Merlyn is a wonderful comic character. The outrageous magical duel in which Merlyn defeats a witch by transforming himself into a series of nasty microbes was the highlight of the Disney film. Yet there is a serious side to Merlyn and to `The Sword in the Stone’.  Pacifist White wrote this book at a dark time of rising dictators when world war seemed inevitable. In the novel, the Wart longs to be a knight and fight battles but Merlyn tries to show him the absurdity of  most human conflicts and wants him to learn from animals who only kill to survive. In his very first lesson, the Wart is exposed to the tyrannical King of the Moat who has a face `which had been ravaged by all the passions of an absolute monarch,  by cruelty, sorrow, age, pride, selfishness…’ Merlyn wants his gentle pupil to grow up to be a very different kind of monarch, one who puts Right before Might.

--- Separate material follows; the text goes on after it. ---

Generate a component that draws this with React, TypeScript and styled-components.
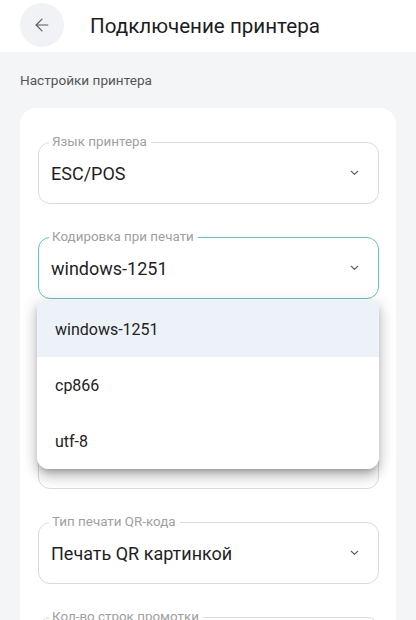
import React from "react"
import styled, { createGlobalStyle } from "styled-components"
import { ArrowLeft } from "lucide-react"

const Global = createGlobalStyle`
    html, body {
        margin: 0;
        padding: 0;
        background: #f4f5f7;
        font-family: Roboto, "Noto Sans", sans-serif;
        overflow: hidden;
    }
    * { box-sizing: border-box; }
`

type FieldData = { label: string, value: string, focused?: boolean, options?: string[] }

const fields: FieldData[] = [
    { label: "Язык принтера", value: "ESC/POS" },
    { label: "Кодировка при печати", value: "windows-1251", focused: true, options: ["windows-1251", "cp866", "utf-8"] },
    { label: "Ширина ленты", value: "58 мм" },
    { label: "Размер шрифта", value: "Обычный" },
    { label: "Тип печати QR-кода", value: "Печать QR картинкой" },
    { label: "Кол-во строк промотки", value: "3" },
]

function Chevron() {
    return (
        <svg width="9" height="6" viewBox="0 0 9 6" fill="none">
            <path d="M1.3 1.3 L4.5 4.4 L7.7 1.3" stroke="#5f5f5f" strokeWidth="1.2" strokeLinecap="round" strokeLinejoin="round" />
        </svg>
    )
}

function Field({ data }: { data: FieldData }) {
    return (
        <SFieldWrap>
            <SFieldset focused={!!data.focused}>
                <SLegend>{data.label}</SLegend>
                <SValueRow>
                    <SValue>{data.value}</SValue>
                    <Chevron />
                </SValueRow>
            </SFieldset>
            {data.options
                ? <SMenu>
                    {data.options.map(o => (
                        <SMenuItem key={o} active={o == data.value}>{o}</SMenuItem>
                    ))}
                </SMenu>
                : ""}
        </SFieldWrap>
    )
}

export default function App() {
    return <>
        <Global />
        <SHeader>
            <SBack><ArrowLeft size={20} strokeWidth={1.4} color="#5a5a5a" /></SBack>
            <STitle>Подключение принтера</STitle>
        </SHeader>
        <SSection>Настройки принтера</SSection>
        <SCard>
            {fields.map(f => <Field key={f.label} data={f} />)}
        </SCard>
    </>
}

const SHeader = styled.div`
    height: 52px;
    background: #fff;
    display: flex;
    align-items: center;
    padding-left: 20px;
`
const SBack = styled.div`
    width: 44px;
    height: 44px;
    border-radius: 50%;
    background: #f1f2f6;
    display: flex;
    align-items: center;
    justify-content: center;
    margin-top: -2px;
`
const STitle = styled.div`
    margin-left: 26px;
    font-size: 20.6px;
    color: #1c1c1c;
    margin-top: -1px;
`
const SSection = styled.div`
    padding: 20px 20px 0;
    height: 56px;
    font-size: 13.6px;
    line-height: 16px;
    color: #555;
`
const SCard = styled.div`
    margin: 0 20px;
    background: #fff;
    border-radius: 16px;
    padding: 27px 17px 20px 18px;
    display: flex;
    flex-direction: column;
    gap: 26px;
`
const SFieldWrap = styled.div`
    position: relative;
`
const SFieldset = styled.fieldset<{ focused: boolean }>`
    margin: 0;
    padding: 0 19px 6px 12px;
    border: 1px solid ${p => p.focused ? "#62c2c4" : "#dadada"};
    border-radius: 12px;
    min-width: 0;
`
const SLegend = styled.legend`
    font-size: 13.4px;
    line-height: 14px;
    color: #a0a0a0;
    padding: 0 4px 0 3px;
    margin-left: -2px;
`
const SValueRow = styled.div`
    height: 48px;
    display: flex;
    align-items: center;
    justify-content: space-between;
`
const SValue = styled.span`
    font-size: 18px;
    color: #1f1f1f;
`
const SMenu = styled.div`
    position: absolute;
    left: -1px;
    right: 0;
    top: calc(100% + 2px);
    z-index: 5;
    background: #fff;
    border-radius: 4px 4px 12px 12px;
    box-shadow: 0 5px 6px -3px rgba(0,0,0,0.25), 0 8px 12px 1px rgba(0,0,0,0.14), 0 3px 16px 2px rgba(0,0,0,0.12);
    overflow: hidden;
`
const SMenuItem = styled.div<{ active: boolean }>`
    height: 56px;
    display: flex;
    align-items: center;
    padding-left: 18px;
    font-size: 16px;
    color: #222;
    background: ${p => p.active ? "#edf2f9" : "#fff"};
`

White has a rare ability to be funny and heartbreaking in the same story. Sometimes even in the same sentence. This book is full of poignant moments because most readers will know that the Wart has many sorrows and betrayals  to face in the life ahead of him. Yet there are also episodes of pure delight, such as the description of Christmas at Castle Sauvage when the snow hangs `heavily on the battlements, like extremely thick icing on a very good cake’  because `this was in the old Merry England, when the rosy Barons ate with their fingers, and had peacocks served before them with their tail feathers streaming…..and the unicorns in the wintery moonlight stamped with their silvery feet and snorted their noble breaths of blue upon the frozen air.’  Merry Christmas to all my fellow Fantasy readers and I’ll be back in two weeks time.